Kids eventually turn into teenagers who then, in time, become adults. In Misfit, through Jill McCann’s story, Kimberley Neyedley tactfully exposes the hurt and the scars that the cool kids, bullies, jokers, and others without labels, caused (at times unwittingly) by insulting and demeaning those who did not have the confidence and determination to stand up for themselves, or simply by precluding them from participating in group activities. Words do cut deep, as evidenced in one passage: “It was a subtle cut as it left no external mark, but emotionally the damage was extensive. It was a muted way of doing things and those of us sensitive enough to be hurt by words suffered deeply. […] The pain of being rejected by my peers in my adolescence has never left me.

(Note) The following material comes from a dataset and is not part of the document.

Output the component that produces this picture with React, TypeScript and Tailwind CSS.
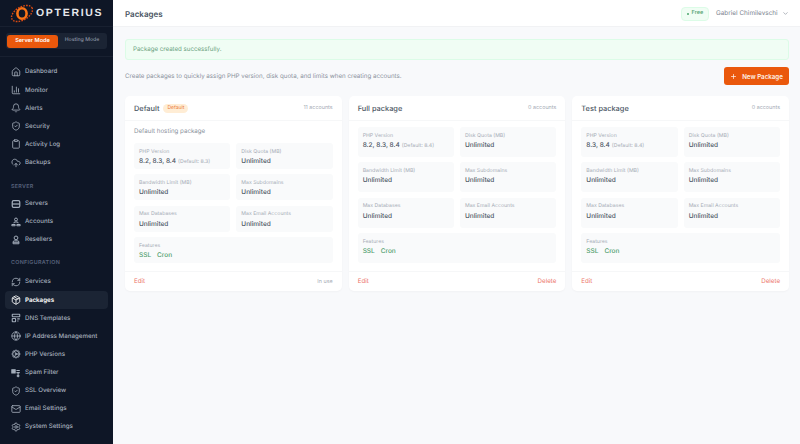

It haunts me still.” I have to believe that the author is talking from experience here… I wonder if people ever realize the pain and mental anguish they inflicted; they would not have known that some of their victims would carry this with them for the rest of their lives. How could they know? They were just kids themselves… All Jill wanted was to be told that she was okay, but that didn’t happen.
There’s an important message in Misfit. Neyedley is never “preachy” about it in the story, she simply lets it out to feel better. A courageous cathartic gesture.